● WORK TO COMPLETE: Scan the following material for the string "full" and copy each line in which it appears.

%%

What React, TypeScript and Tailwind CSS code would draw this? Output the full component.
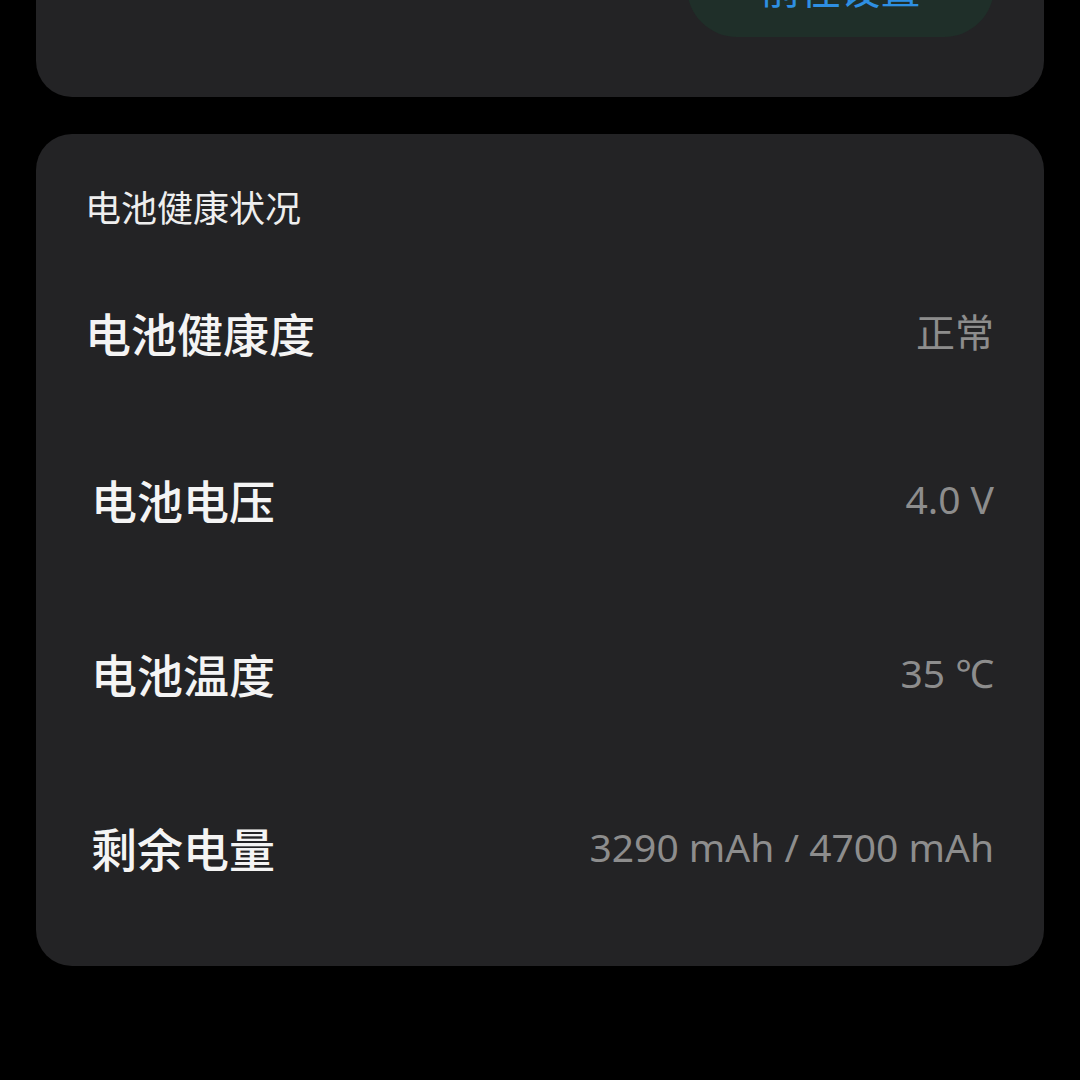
import React from "react";

const cjk = { fontFamily: '"Noto Sans CJK SC", "Noto Sans", sans-serif' };

function Row({ label, value, indent, h }: { label: string; value: string; indent?: boolean; h: string }) {
  return (
    <div className={`flex items-center justify-between ${h}`}>
      <div className={`text-[46px] leading-none font-medium text-[#f4f4f4] ${indent ? "pl-[6px]" : ""}`}>{label}</div>
      <div className="text-[39px] leading-none text-[#8d8d8d] -mt-[2px]" style={{ fontFamily: '"Noto Sans", "Noto Sans CJK SC", sans-serif' }}>
        {value}
      </div>
    </div>
  );
}

export default function App() {
  return (
    <div className="w-[1080px] h-[1080px] bg-black overflow-hidden px-[36px]" style={cjk}>
      <div className="-mt-[63px] rounded-b-[36px] bg-[#232325] flex justify-end pr-[50px] pb-[60px]">
        <div className="w-[307px] h-[100px] rounded-full bg-[#1f2f29] flex items-center justify-center text-[40px] leading-none text-[#2e8fe2]">
          前往设置
        </div>
      </div>
      <div className="mt-[37px] rounded-[36px] bg-[#232325] pt-[54px] pb-[32px] pl-[49px] pr-[50px]">
        <div className="text-[36px] leading-[36px] text-[#eeeeee]">电池健康状况</div>
        <div className="mt-[28px] flex flex-col">
          <Row label="电池健康度" value="正常" h="h-[160px]" />
          <Row label="电池电压" value="4.0 V" indent h="h-[174px]" />
          <Row label="电池温度" value="35 ℃" indent h="h-[174px]" />
          <Row label="剩余电量" value="3290 mAh / 4700 mAh" indent h="h-[174px]" />
        </div>
      </div>
    </div>
  );
}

%%

● ANSWER TO THE EXERCISE:
What React, TypeScript and Tailwind CSS code would draw this? Output the full component.
        <div className="w-[307px] h-[100px] rounded-full bg-[#1f2f29] flex items-center justify-center text-[40px] leading-none text-[#2e8fe2]">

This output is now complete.